**Exercise**
Pictures excluded, return the lines below from the first through the line holding "flex-col bg-[#2f3437] text-[#eef1f3]".

**Dataset section**
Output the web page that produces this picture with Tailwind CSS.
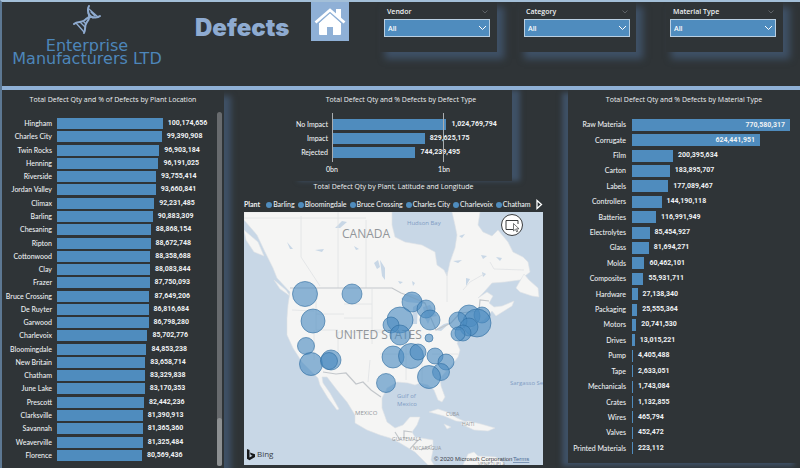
<!DOCTYPE html>
<html lang="en">
<head>
  <meta charset="UTF-8"/>
  <meta name="viewport" content="width=device-width, initial-scale=1"/>
  <title>Enterprise Manufacturers LTD - Defects</title>
  <script src="https://cdn.jsdelivr.net/npm/@tailwindcss/browser@4"></script>
</head>
<body class="min-h-screen flex flex-col bg-[#2f3437] text-[#eef1f3] text-[7px] leading-[9px] font-medium font-['Lato','Liberation_Sans',sans-serif] border-t-2 border-l-2 border-t-[#a3bfd8] border-l-[#5d7893]">

  <!-- Header -->
  <header class="flex items-start h-[84px] pr-[17px]">
    <div class="w-[170px] pt-[3px] flex flex-col items-center text-[#4d86ba]">
      <svg class="w-[30px] h-[30px]" viewBox="0 0 30 30" fill="none" stroke="#8fabd0" stroke-width="1.3" stroke-linecap="round">
        <path d="M17 1C13 7 21 11 15 17C12 20 14 25 12 28" stroke-width="2"/>
        <path d="M28 11C23 15 19 9 14 14C10 19 6 15 2 19" stroke-width="2"/>
        <path d="M17 4L26 12M16 8L21 13M4 18L12 27M8 17L13 22M11 16L14 19M19 7L23 11"/>
      </svg>
      <div class="text-center text-[16px] leading-[13px] pt-[4px] whitespace-nowrap font-normal font-['DejaVu_Sans',sans-serif]">Enterprise<br>Manufacturers LTD</div>
    </div>
    <h1 class="ml-[23px] mt-[13px] text-[24px] leading-[26px] font-black text-[#8eabd1] font-['Inter',sans-serif]">Defects</h1>
    <a href="#" aria-label="Home" class="ml-auto mr-[31px] w-[38px] h-[39px] bg-[#8fb0d6] flex justify-center items-center">
      <svg class="w-[32px] h-[28px]" viewBox="0 0 32 28" fill="#fff">
        <path d="M16 5L27 15V26Q27 27 26 27H19V19H13V27H6Q5 27 5 26V15Z"/>
        <path d="M1.500 15L16 2L30.500 15" fill="none" stroke="#8fb0d6" stroke-width="5"/>
        <path d="M1.500 14.500L16 2L30.500 14.500" fill="none" stroke="#fff" stroke-width="2.800"/>
        <path d="M22 1H27V11L22 6.500Z"/>
      </svg>
    </a>

    <!-- Slicers -->
    <div class="w-[117px] h-[50px] pl-[4px] pr-[7px] pt-[3px] bg-[#2f3437] shadow-[6px_6px_7px_1px_#3f5166] font-semibold font-['Open_Sans',sans-serif]">
      <div class="flex justify-between items-center pl-[3px] pr-[2px] h-[13px]">
        <label for="vendor">Vendor</label>
        <button aria-label="Vendor options"><svg class="w-[6px] h-[4px]" viewBox="0 0 6 4" fill="none" stroke="#6a6f73" stroke-width=".8"><path d="M.5 .5L3 3L5.500 .5"/></svg></button>
      </div>
      <div class="relative mt-px">
        <select id="vendor" class="appearance-none block w-full h-[18px] pl-[3px] bg-[#4f8cbe] border border-[#b9cfe2] text-white"><option>All</option></select>
        <svg class="absolute right-[3px] top-[6px] w-[9px] h-[6px] pointer-events-none" viewBox="0 0 9 6" fill="none" stroke="#fff"><path d="M1 1L4.500 4.500L8 1"/></svg>
      </div>
    </div>
    <div class="ml-[22px] w-[117px] h-[50px] pl-[5px] pr-[6px] pt-[3px] bg-[#2f3437] shadow-[6px_6px_7px_1px_#3f5166] font-semibold font-['Open_Sans',sans-serif]">
      <div class="flex justify-between items-center pl-[2px] pr-[2px] h-[13px]">
        <label for="category">Category</label>
        <button aria-label="Category options"><svg class="w-[6px] h-[4px]" viewBox="0 0 6 4" fill="none" stroke="#6a6f73" stroke-width=".8"><path d="M.5 .5L3 3L5.500 .5"/></svg></button>
      </div>
      <div class="relative mt-px">
        <select id="category" class="appearance-none block w-full h-[18px] pl-[3px] bg-[#4f8cbe] border border-[#b9cfe2] text-white"><option>All</option></select>
        <svg class="absolute right-[3px] top-[6px] w-[9px] h-[6px] pointer-events-none" viewBox="0 0 9 6" fill="none" stroke="#fff"><path d="M1 1L4.500 4.500L8 1"/></svg>
      </div>
    </div>
    <div class="ml-[30px] w-[117px] h-[50px] pl-[4px] pr-[7px] pt-[3px] bg-[#2f3437] shadow-[6px_6px_7px_1px_#3f5166] font-semibold font-['Open_Sans',sans-serif]">
      <div class="flex justify-between items-center pl-[3px] pr-[2px] h-[13px]">
        <label for="material">Material Type</label>
        <button aria-label="Material options"><svg class="w-[6px] h-[4px]" viewBox="0 0 6 4" fill="none" stroke="#6a6f73" stroke-width=".8"><path d="M.5 .5L3 3L5.500 .5"/></svg></button>
      </div>
      <div class="relative mt-px">
        <select id="material" class="appearance-none block w-full h-[18px] pl-[3px] bg-[#4f8cbe] border border-[#b9cfe2] text-white"><option>All</option></select>
        <svg class="absolute right-[3px] top-[6px] w-[9px] h-[6px] pointer-events-none" viewBox="0 0 9 6" fill="none" stroke="#fff"><path d="M1 1L4.500 4.500L8 1"/></svg>
      </div>
    </div>
  </header>
  <div class="h-[4px] bg-[#8fb0d6]"></div>

  <main class="flex-1 grid grid-cols-[222fr_344fr_232fr] overflow-hidden">

    <!-- Defects by plant -->
    <section class="flex flex-col bg-[#2f3437] shadow-[7px_6px_6px_0px_#3f5166]">
      <h2 class="h-[20px] leading-[20px] text-center whitespace-nowrap font-['Open_Sans',sans-serif]">Total Defect Qty and % of Defects by Plant Location</h2>
      <div class="flex-1 flex pr-[2px]">
        <div id="plants" class="flex-1 flex flex-col pt-[7px] pb-[6px]"></div>
        <div class="w-[5px] mt-[2px] mb-[2px] rounded-full bg-[#686b6e] flex items-end">
          <div class="w-full h-[48px] rounded-full bg-[#8d9092]"></div>
        </div>
      </div>
    </section>

    <section class="pl-[20px] pr-[25px] flex flex-col">
      <!-- Defects by type -->
      <div class="ml-[46px] mr-[31px] h-[91px] bg-[#2f3437] shadow-[8px_0px_5px_0px_#3f5166]">
        <h2 class="h-[20px] leading-[20px] text-center whitespace-nowrap font-['Open_Sans',sans-serif]">Total Defect Qty and % Defects by Defect Type</h2>
        <div class="relative mt-[3px] ml-[42px] mr-[68px] h-[49px] border-x border-[#a9adb0]">
          <div id="types" class="-ml-[42px] -mr-[68px] pt-[4px]"></div>
          <div class="absolute inset-y-0 -right-px w-px bg-[#a9adb0]"></div>
        </div>
        <div class="flex justify-between ml-[36px] mr-[62px] pt-[3px]"><span>0bn</span><span>1bn</span></div>
      </div>

      <!-- Map -->
      <h2 class="h-[12px] leading-[12px] text-center whitespace-nowrap font-['Open_Sans',sans-serif]">Total Defect Qty by Plant, Latitude and Longitude</h2>
      <div class="flex items-center h-[19px] pt-[4px] whitespace-nowrap">
        <span class="font-bold mr-[6px]">Plant</span>
        <ul id="legend" class="flex flex-1 gap-[3px]"></ul>
        <button aria-label="Next"><svg class="w-[7px] h-[11px]" viewBox="0 0 7 11" fill="none" stroke="#fff" stroke-width="1.300"><path d="M1 1.500V9.500L5.500 5.500Z"/></svg></button>
      </div>
      <svg class="block w-full" viewBox="0 0 299 253" font-family="Open Sans, sans-serif">
        <rect width="299" height="253" fill="#c8d7e6"/>
        <g fill="#f5f5f4" stroke="#dfe3e6" stroke-width=".6">
          <path d="M0 0H148V13L151 25L161 30L178 33L191 40L193 53L200 58L203 64L206 50L211 36L213 23L211 13L208 0H236L234 13L239 20L248 24L254 18L264 30L269 40L279 45L284 50L286 60L276 68L261 70L248 71L240 80L234 86L243 80L249 84L245 91L250 95L258 94L270 89L268 94L252 104L248 99L240 108L231 113L222 122L213 131L216 138L214 145L206 155L196 166L197 174L201 185L198 190L194 188L190 178L184 173L176 171L171 173L164 171L153 170L143 176L138 186L138 196L143 210L151 216L159 213L166 205L176 205L173 213L168 220L171 225L189 228L189 238L187 248L190 253H184L171 240L156 231L146 226L136 223L123 218L111 211L111 203L103 190L93 178L83 165L78 165L79 171L86 181L95 197L93 198L84 186L76 173L74 166L68 160L58 150L49 136L43 123L43 106L44 93L46 80L33 66L29 56L21 40L13 23L0 8Z"/>
          <path d="M272 76L280 62L285 68L294 76L295 85L288 84L276 80Z"/>
          <path d="M185 200L194 197L203 200L213 206L222 210L212 209L200 204Z"/>
          <path d="M217 212L224 209L237 212L251 216L244 219L230 218Z"/>
          <path d="M0 18L14 30L20 44L10 40L2 28ZM30 68L42 78L46 84L36 77ZM200 212L207 215L203 217Z"/>
          <path d="M219 253L224 242L230 240L234 244L252 245L262 253Z"/>
        </g>
        <!-- lakes -->
        <g fill="#c8d7e6">
          <path d="M91 16L98 9L103 10L96 16ZM130 51L134 48L136 55L133 57ZM136 48L141 56L141 68L138 64ZM71 38L80 37L78 40ZM43 30L49 37L46 37ZM110 34L115 37L112 38ZM209 49L218 48L214 51ZM237 43L243 44L239 47ZM252 45L258 46L256 49ZM222 66L226 67L222 74ZM238 60L242 62L239 65ZM215 24L221 22L218 26ZM154 69L159 70L156 72ZM168 69L171 71L169 74Z"/>
          <path d="M157 87L164 81L175 84L182 92L173 91L163 90ZM169 95L174 92L173 112L168 112ZM179 95L186 93L193 104L187 105L184 112L181 106ZM191 118L200 112L207 110L197 119Z"/>
        </g>
        <g fill="none" stroke="#e0e2e4" stroke-width=".8">
          <path d="M57 4V45L76 74M94 0V76M122 8V76M0 6H122M48 98L70 99M72 78V102H100M72 102V118H94M94 120V142M94 120H140M70 118V148M100 92H128M100 106H128M128 77V132M130 118H166M136 142H166M188 142H214M162 112V168M178 138V170M203 60V90M219 78L226 70L240 62M246 50L250 57L280 58M126 148L124 170"/>
          <path d="M46 76H148L157 81L165 84L181 91L186 104L192 118L207 111L216 101L235 99L236 88L245 89" stroke="#c3c7cb" stroke-width="1.200"/>
          <path d="M79 160L92 162L102 161L112 172L119 170L127 178L137 185M151 220L156 228M168 220L160 219V228M174 228L166 237M188 233L177 238" stroke="#c3c7cb" stroke-width="1.200"/>
        </g>
        <g fill="#92969a">
          <text x="98" y="26" font-size="12">CANADA</text>
          <text x="91" y="127" font-size="12">UNITED STATES</text>
          <text x="111" y="203" font-size="6">MEXICO</text>
          <text x="148" y="229" font-size="5">GUATEMALA</text>
          <text x="169" y="238" font-size="5">NICARAGUA</text>
          <text x="202" y="204" font-size="5">CUBA</text>
          <text x="218" y="214" font-size="5">HAITI</text>
          <text x="234" y="254" font-size="5">VENEZUELA</text>
        </g>
        <g fill="#7f9cc4" font-size="6">
          <text x="163" y="13">Hudson Bay</text>
          <text x="153" y="186">Gulf of</text>
          <text x="153" y="194">Mexico</text>
          <text x="266" y="173">Sargasso Sea</text>
        </g>
        <g id="bubbles" fill="#4a8bc0" fill-opacity=".62" stroke="#2e6b9f" stroke-opacity=".75" stroke-width=".8"></g>
        <!-- select mode -->
        <circle cx="268" cy="13" r="10.500" fill="#fff" stroke="#3b3d3f"/>
        <path d="M269 17.500H262V8.500H274V12" fill="none" stroke="#3b3d3f"/>
        <path d="M269.500 11.500V19L271.300 17.300L272.800 20L273.800 19.400L272.500 16.800H275Z" fill="#fff" stroke="#3b3d3f" stroke-width=".7"/>
        <path d="M3 237L5.500 238V245.500L8.500 243.700L6.800 243L5.900 240.600L11 242.300V245L5.500 248.300L3 246.700Z" fill="#17191b"/>
        <text x="13" y="245" font-size="8" fill="#3b4148">Bing</text>
        <text x="190" y="249" font-size="6" fill="#3b4148" font-family="Liberation Sans">© 2020 Microsoft Corporation</text>
        <a href="#"><text x="269" y="249" font-size="6" fill="#4a6a94" text-decoration="underline" font-family="Liberation Sans">Terms</text></a>
      </svg>
    </section>

    <!-- Defects by material -->
    <section class="flex flex-col mb-[5px] bg-[#2f3437] shadow-[-6px_3px_5px_0px_#3f5166]">
      <h2 class="h-[20px] leading-[20px] text-center whitespace-nowrap font-['Open_Sans',sans-serif]">Total Defect Qty and % Defects by Material Type</h2>
      <div id="materials" class="flex-1 flex flex-col pt-[7px] pb-[7px] pr-[10px]"></div>
    </section>
  </main>

  <script>
    const plants = [
      ['Hingham', 100174656], ['Charles City', 99390908], ['Twin Rocks', 96903184], ['Henning', 96191025],
      ['Riverside', 93755414], ['Jordan Valley', 93660841], ['Climax', 92231485], ['Barling', 90883309],
      ['Chesaning', 88868154], ['Ripton', 88672748], ['Cottonwood', 88358688], ['Clay', 88083844],
      ['Frazer', 87750093], ['Bruce Crossing', 87649206], ['De Ruyter', 86816684], ['Garwood', 86798280],
      ['Charlevoix', 85702776], ['Bloomingdale', 84853238], ['New Britain', 83658714], ['Chatham', 83329838],
      ['June Lake', 83170353], ['Prescott', 82442236], ['Clarksville', 81390913], ['Savannah', 81365360],
      ['Weaverville', 81325484], ['Florence', 80569436]
    ]
    const types = [['No Impact', 1024769794], ['Impact', 829625175], ['Rejected', 744239495]]
    const materials = [
      ['Raw Materials', 770580317], ['Corrugate', 624441951], ['Film', 200395634], ['Carton', 183895707],
      ['Labels', 177089467], ['Controllers', 144190118], ['Batteries', 116991949], ['Electrolytes', 85454927],
      ['Glass', 81694271], ['Molds', 60462101], ['Composites', 55931711], ['Hardware', 27138340],
      ['Packaging', 25555364], ['Motors', 20741530], ['Drives', 13015221], ['Pump', 4405488],
      ['Tape', 2633051], ['Mechanicals', 1743084], ['Crates', 1132855], ['Wires', 465794],
      ['Valves', 452472], ['Printed Materials', 223112]
    ]
    // x, y, radius on the map
    const bubbles = [
      [61, 82, 12.5], [108, 82, 10], [69, 109, 12], [62, 134, 8.5], [67, 152, 11.5], [87, 148, 10], [85, 149, 8.5],
      [142, 171, 9.5], [149, 145, 11], [167, 144, 12.5], [174, 140, 8], [185, 126, 4], [191, 144, 8], [202, 150, 8],
      [197, 160, 8.5], [185, 165, 11.5], [168, 90, 10], [182, 97, 9], [186, 108, 10], [156, 108, 13], [147, 113, 8],
      [156, 123, 10], [225, 104, 11], [238, 103, 8], [233, 111, 14], [214, 109, 9], [225, 115, 9], [219, 121, 8], [214, 122, 7]
    ]

    // full = value that fills the whole track
    function drawPlants() {
      const full = 151700000
      document.getElementById('plants').innerHTML = plants.map(([name, v]) => `
        <div class="flex-1 flex items-center min-h-[12px]">
          <span class="w-[50px] text-right whitespace-nowrap">${name}</span>
          <div class="flex-1 flex items-center ml-[5px]">
            <div class="h-[11px] bg-[#4f8cbe]" style="width:${v / full * 100}%"></div>
            <span class="ml-[5px] w-0 font-bold font-['Roboto',sans-serif]">${v.toLocaleString('en-US')}</span>
          </div>
        </div>`).join('')
    }

    function drawTypes() {
      const full = 1608000000
      document.getElementById('types').innerHTML = types.map(([name, v]) => `
        <div class="flex items-center h-[14px]">
          <span class="w-[37px] text-right whitespace-nowrap">${name}</span>
          <div class="flex-1 flex items-center ml-[5px]">
            <div class="h-[11px] bg-[#4f8cbe]" style="width:${v / full * 100}%"></div>
            <span class="ml-[5px] w-0 font-bold font-['Roboto',sans-serif]">${v.toLocaleString('en-US')}</span>
          </div>
        </div>`).join('')
    }

    function drawMaterials() {
      const full = 770580317
      document.getElementById('materials').innerHTML = materials.map(([name, v]) => {
        const label = v.toLocaleString('en-US')
        const inside = v > full / 2
        return `
        <div class="flex-1 flex items-center min-h-[13px]">
          <span class="w-[58px] text-right whitespace-nowrap">${name}</span>
          <div class="flex-1 flex items-center ml-[6px] font-bold font-['Roboto',sans-serif]">
            <div class="h-[12px] leading-[13px] min-w-px bg-[#4f8cbe] text-right" style="width:${v / full * 100}%">${inside ? `<span class="mr-[5px]">${label}</span>` : ''}</div>
            ${inside ? '' : `<span class="ml-[5px]">${label}</span>`}
          </div>
        </div>`
      }).join('')
    }

    drawPlants()
    drawTypes()
    drawMaterials()
    document.getElementById('legend').innerHTML = ['Barling', 'Bloomingdale', 'Bruce Crossing', 'Charles City', 'Charlevoix', 'Chatham']
      .map(n => `<li class="flex items-center gap-px"><i class="w-[6px] h-[6px] rounded-full bg-[#4f8cbe]"></i>${n}</li>`).join('')
    document.getElementById('bubbles').innerHTML = bubbles.map(([x, y, r]) => `<circle cx="${x}" cy="${y}" r="${r}"/>`).join('')
  </script>
</body>
</html>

**The completed task**
Output the web page that produces this picture with Tailwind CSS.
<!DOCTYPE html>
<html lang="en">
<head>
  <meta charset="UTF-8"/>
  <meta name="viewport" content="width=device-width, initial-scale=1"/>
  <title>Enterprise Manufacturers LTD - Defects</title>
  <script src="https://cdn.jsdelivr.net/npm/@tailwindcss/browser@4"></script>
</head>
<body class="min-h-screen flex flex-col bg-[#2f3437] text-[#eef1f3] text-[7px] leading-[9px] font-medium font-['Lato','Liberation_Sans',sans-serif] border-t-2 border-l-2 border-t-[#a3bfd8] border-l-[#5d7893]">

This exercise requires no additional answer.